All of which brings us to the most imoprtant question: What does the pattern of leaks say about what really went on inside Treasury and the Fed? My guess is something like the following: Going into the stress-test homestretch, the mainstream consensus for the amount of additional capital the banks would collectively need was $100-$200 billion (see here). As the stress test results came in, the government realized it was going to be on the low end of that spectrum. Then the original FT leak exacerbated the problem: Now the government wouldn't just end up on the low-end of expectations; it would face the perception it had arrived there after getting rolled by the banks. That inspired the Saturday morning pushback.

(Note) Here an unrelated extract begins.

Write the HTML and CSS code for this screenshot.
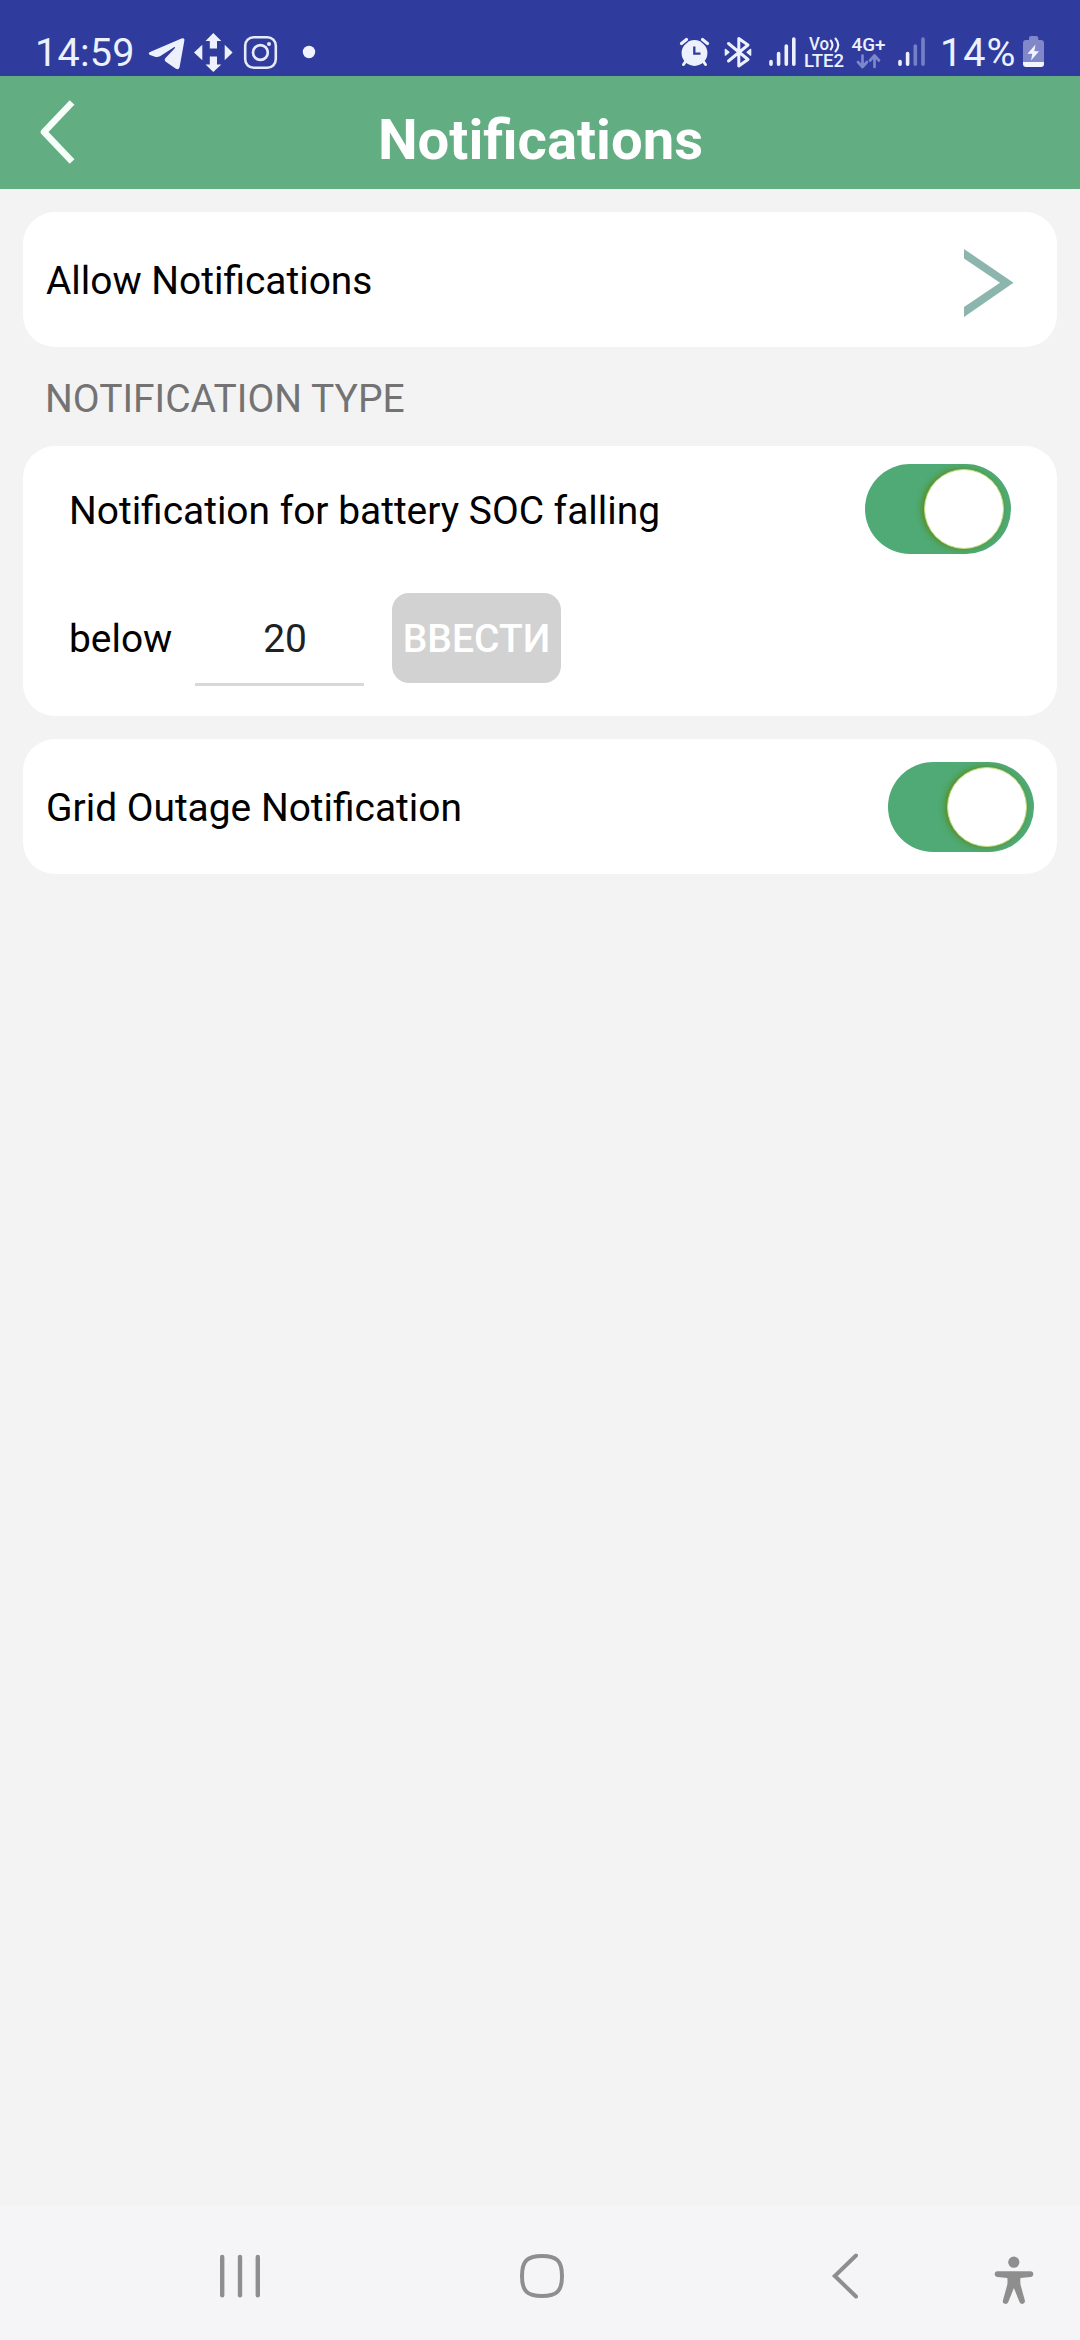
FILE: index.html
```html
<!DOCTYPE html>
<html lang="en">
<head>
  <meta charset="UTF-8">
  <meta name="viewport" content="width=device-width, initial-scale=1.0">
  <title>Notifications</title>
  <link rel="stylesheet" href="styles.css">
</head>
<body>
  <div class="status-bar">
    <div class="status-left">
      <span class="clock">14:59</span>
      <svg class="icon-telegram" width="40" height="44" viewBox="146 30 40 44">
        <path fill="#edf1fd" d="M150 52 L181.5 38.5 Q185 37.5 184.3 41 L179.5 67.5 Q178.5 70.5 175.5 68.5 L165.5 61.5 Q163.8 60 165.3 58.3 L175 48 Q175.6 46.5 174 47.2 L160 56.3 Q157.5 57.5 155 56.8 L150 55 Q147.5 53.6 150 52Z"/>
      </svg>
      <svg class="icon-move" width="44" height="44" viewBox="192 30 44 44">
        <path fill="#edf1fd" d="M213.3 33 L221.3 41 H217 V48.5 H209.8 V41 H205.5Z M213.3 72 L205.5 64.5 H209.8 V56.5 H217 V64.5 H221.3Z M194 52.5 L202.3 44.7 V60.3Z M232.6 52.5 L224.7 44.7 V60.3Z"/>
      </svg>
      <svg class="icon-instagram" width="40" height="44" viewBox="240 30 40 44">
        <rect x="245.2" y="37.2" width="30.6" height="30.6" rx="8.5" fill="none" stroke="#e6eafb" stroke-width="2.6"/>
        <circle cx="260.4" cy="52.5" r="7.4" fill="none" stroke="#e6eafb" stroke-width="2.7"/>
        <circle cx="269" cy="44" r="2" fill="#e6eafb"/>
      </svg>
      <svg class="icon-dot" width="18" height="44" viewBox="300 30 18 44">
        <circle cx="309" cy="52" r="6.2" fill="#f1f4fe"/>
      </svg>
    </div>
    <div class="status-right">
      <svg width="36" height="44" viewBox="677 30 36 44">
        <circle cx="694.5" cy="53" r="12.9" fill="#edf1fd"/>
        <path d="M681.5 43.5 L686.5 39.5 M702.5 39.5 L707.5 43.5" stroke="#2f3c9e" stroke-width="6"/>
        <path d="M681.5 43.5 L686.5 39.5 M702.5 39.5 L707.5 43.5" stroke="#edf1fd" stroke-width="3.2" stroke-linecap="round"/>
        <path d="M686 61 L683.5 64.5 M703 61 L705.5 64.5" stroke="#edf1fd" stroke-width="3" stroke-linecap="round"/>
        <path d="M694.3 46.5 V53.7 H700.5" fill="none" stroke="#2f3c9e" stroke-width="2.3"/>
      </svg>
      <svg width="34" height="44" viewBox="723 30 34 44" class="icon-bluetooth">
        <path d="M728.5 43.5 L748 59.5 L738.8 66 V38.5 L748 45 L728.5 61" fill="none" stroke="#edf1fd" stroke-width="3" stroke-linecap="round" stroke-linejoin="round"/>
        <path d="M725.3 49.3 L729 52.2 L725.3 55.2Z M750.7 49.3 L747 52.2 L750.7 55.2Z" fill="#edf1fd" stroke="#edf1fd" stroke-width="1.2" stroke-linejoin="round"/>
      </svg>
      <svg class="icon-signal" width="34" height="44" viewBox="765 30 34 44">
        <path d="M771 61.5 V64.2 M778.6 53.5 V64.2 M786.3 46 V64.2 M793.8 39 V64.2" stroke="#edf1fd" stroke-width="3.6" stroke-linecap="round"/>
      </svg>
      <svg class="icon-lte" width="44" height="44" viewBox="802 30 44 44">
        <text x="809" y="50" class="tiny" textLength="20" lengthAdjust="spacingAndGlyphs">Vo</text>
        <path d="M830.7 40.5 Q834.2 45 830.7 49.5 M835.5 38.5 Q841 45 835.5 51.5" fill="none" stroke="#edf1fd" stroke-width="2.1" stroke-linecap="round"/>
        <text x="804" y="66.7" class="tiny" textLength="40" lengthAdjust="spacingAndGlyphs">LTE2</text>
      </svg>
      <svg class="icon-4g" width="40" height="44" viewBox="849 30 40 44">
        <text x="851.5" y="50.5" class="tiny" textLength="34" lengthAdjust="spacingAndGlyphs">4G+</text>
        <path d="M862.5 55.5 V66.5 M858 62 L862.5 67 L867 62 M874.5 67 V56 M870 60.5 L874.5 55.5 L879 60.5" fill="none" stroke="#7d87c9" stroke-width="2.7" stroke-linecap="round" stroke-linejoin="round"/>
      </svg>
      <svg class="icon-signal2" width="34" height="44" viewBox="894 30 34 44">
        <path d="M900 61.5 V64.2 M907.6 53.5 V64.2" stroke="#edf1fd" stroke-width="3.6" stroke-linecap="round"/>
        <path d="M915.3 46 V64.2 M923 39 V64.2" stroke="#7480c6" stroke-width="3.6" stroke-linecap="round"/>
      </svg>
      <span class="battery-text">14%</span>
      <svg width="26" height="44" viewBox="1020 30 26 44">
        <path d="M1029 40 V38 Q1029 36 1031 36 H1036 Q1038.3 36 1038.3 38 V40 H1041 Q1044 40 1044 43 V62 H1023 V43 Q1023 40 1026 40Z" fill="#8088ca"/>
        <path d="M1023 62 H1044 V64 Q1044 67 1041 67 H1026 Q1023 67 1023 64Z" fill="#f3f5fe"/>
        <path d="M1035.5 44.5 L1027.5 53.8 H1032.3 L1031 60.5 L1039 51.2 H1034.3Z" fill="#f3f5fe"/>
      </svg>
    </div>
  </div>

  <header class="header">
    <svg class="back" width="40" height="68" viewBox="38 98 40 68">
      <path d="M69.8 104.8 L44 132 L69.8 159.2" fill="none" stroke="#f6fff9" stroke-width="6.6" stroke-linecap="square" stroke-linejoin="round"/>
    </svg>
    <h1>Notifications</h1>
  </header>

  <main class="content">
    <div class="card row">
      <span class="label">Allow Notifications</span>
      <svg class="arrow" width="50" height="68" viewBox="0 0 50 68">
        <path d="M0 0 L49.5 33.7 L0 68 V58 L36 33.7 L0 9.5Z" fill="#8cb5ae"/>
      </svg>
    </div>

    <h2>NOTIFICATION TYPE</h2>

    <div class="card soc">
      <div class="soc-row">
        <span class="label">Notification for battery SOC falling</span>
        <div class="toggle"><div class="knob"></div></div>
      </div>
      <div class="soc-row soc-value">
        <span class="below">below</span>
        <div class="input">20</div>
        <button class="enter">ВВЕСТИ</button>
      </div>
    </div>

    <div class="card row">
      <span class="label">Grid Outage Notification</span>
      <div class="toggle"><div class="knob"></div></div>
    </div>
  </main>

  <nav class="nav-bar">
    <svg class="nav-recent" width="48" height="48" viewBox="216 2252 48 48">
      <path d="M222.2 2257 V2295.3 M240 2257 V2295.3 M257.8 2257 V2295.3" stroke="#8e8e8e" stroke-width="4.4" stroke-linecap="round"/>
    </svg>
    <svg class="nav-home" width="48" height="48" viewBox="518 2252 48 48">
      <path d="M542 2256 C557 2256 562 2261 562 2276 C562 2291 557 2296 542 2296 C527 2296 522 2291 522 2276 C522 2261 527 2256 542 2256Z" fill="none" stroke="#8e8e8e" stroke-width="4"/>
    </svg>
    <svg class="nav-back" width="30" height="48" viewBox="830 2252 30 48">
      <path d="M856 2255.5 L834.8 2276 L856 2296.5" fill="none" stroke="#8e8e8e" stroke-width="4" stroke-linecap="round"/>
    </svg>
    <svg class="nav-access" width="42" height="50" viewBox="993 2254 42 50">
      <circle cx="1013.8" cy="2262.2" r="5.6" fill="#8e8e8e"/>
      <path d="M997.5 2271.2 H1030.5 Q1033.3 2271.5 1033.3 2274 Q1033.3 2276.5 1030.5 2277 L1020.5 2278 Q1020 2282 1020.6 2285 L1024.9 2300.5 Q1025.3 2303 1023 2303.8 Q1020.5 2304.3 1019.5 2302 L1013.9 2288 L1008.3 2302 Q1007.2 2304.3 1004.8 2303.8 Q1002.3 2303 1002.9 2300.5 L1007.2 2285 Q1007.8 2282 1007.3 2278 L997.5 2277 Q994.7 2276.5 994.7 2274 Q994.7 2271.5 997.5 2271.2Z" fill="#8e8e8e"/>
    </svg>
  </nav>
</body>
</html>
```
FILE: styles.css
```css
* {
  box-sizing: border-box;
}

body {
  margin: 0;
  height: 2340px;
  display: flex;
  flex-direction: column;
  background-color: #f3f3f3;
  font-family: Roboto, sans-serif;
  font-size: 38.9px;
  line-height: 46px;
  color: #000;
}

svg {
  display: block;
  flex: none;
}

/* status bar */
.status-bar {
  height: 76px;
  padding: 30px 34px 0 35px;
  display: flex;
  justify-content: space-between;
  background-color: #2f3c9e;
  color: #edf1fd;
  font-size: 39.5px;
}

.status-left,
.status-right {
  display: flex;
}

.clock {
  width: 111px;
  letter-spacing: 0.3px;
}

.icon-move {
  margin-left: 6px;
}

.icon-instagram {
  margin-left: 4px;
}

.icon-dot {
  margin-left: 20px;
}

.icon-bluetooth {
  margin-left: 10px;
}

.icon-signal {
  margin-left: 8px;
}

.icon-lte,
.icon-4g {
  margin-left: 3px;
}

.icon-signal2 {
  margin-left: 5px;
}

.tiny {
  font-size: 17.5px;
  font-weight: 500;
  fill: #edf1fd;
}

.battery-text {
  width: 80px;
  margin-left: 12px;
  letter-spacing: 1px;
}

/* header */
.header {
  height: 113px;
  padding: 22px 38px 0;
  display: flex;
  background-color: #62ad81;
}

.header h1 {
  flex: 1;
  margin: 9px 39px 0 0;
  font-size: 56.25px;
  line-height: 66px;
  font-weight: bold;
  text-align: center;
  color: #fff;
}

.content {
  flex: 1;
  padding: 23px 23px 0;
}

.card {
  background-color: #fff;
  border-radius: 32px;
}

.row {
  height: 135px;
  padding: 0 23px;
  display: flex;
  align-items: center;
  justify-content: space-between;
}

.label {
  padding-top: 3px;
}

.arrow {
  margin: 6px 20px 0 0;
}

h2 {
  margin: 0;
  height: 99px;
  padding: 29px 0 0 22px;
  font-size: 39px;
  line-height: 46px;
  font-weight: normal;
  color: #737373;
}

.soc {
  height: 270px;
  margin-bottom: 23px;
  padding: 18px 46px 0 46px;
}

.soc-row {
  height: 90px;
  display: flex;
  align-items: center;
  justify-content: space-between;
}

.soc-value {
  height: 93px;
  margin-top: 39px;
  align-items: flex-start;
  justify-content: flex-start;
}

.below {
  width: 126px;
  padding-top: 23px;
}

.input {
  width: 169px;
  height: 93px;
  padding: 23px 0 0 11px;
  margin-right: 28px;
  text-align: center;
  color: #212121;
  border-bottom: 3px solid #d8d8d8;
}

.enter {
  width: 169px;
  height: 90px;
  padding: 2px 0 0;
  border: none;
  border-radius: 17px;
  background-color: #d2d2d2;
  color: #fff;
  font-family: Roboto, sans-serif;
  font-size: 39px;
  font-weight: 500;
}

/* switches */
.toggle {
  width: 146px;
  height: 90px;
  padding: 5px 7px 0 0;
  display: flex;
  justify-content: flex-end;
  border-radius: 45px;
  background-color: #4faa75;
}

.knob {
  width: 80px;
  height: 80px;
  border: 1px solid #c5dc7c;
  border-radius: 50%;
  background-color: #fff;
  box-shadow: -2px 0 6px rgba(90, 130, 0, 0.8);
}

/* navigation bar */
.nav-bar {
  height: 135px;
  padding: 47px 45px 0 216px;
  display: flex;
  background-color: #f5f5f7;
}

.nav-home {
  margin-left: 254px;
}

.nav-back {
  margin-left: 264px;
}

.nav-access {
  margin: 2px 0 0 133px;
}
```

But, of course, you can only push back so much before you create anxiety, which forced the government into a bit of a balancing act. At the same time it was flashing its teeth at Citi, the government took great pains to reassure us that the banking system was healthy overall. Hence a reassuring Times story on Monday, featuring a senior administration official who pronounced all the banks solvent, and a generally upbeat Journal story Tuesday, which put the number of banks needing capital at 10, down from the 14 some had expected. Which is to say, the government hoped to estabilsh credibility by demonstrating it was getting tough with individual banks even as the aggregate numbers conveyed systemic soundness.
If I had to guess, I'd say that's going to be the storyline Friday morning, too. By that point, the government will have had a chance to weigh in with reporters a final time, during the official release of the stress-test results tonight. And, if the past week is any indication, it's not shy about getting its story out.
Update: I tweaked some of the wording within an hour of posting for the sake of precision.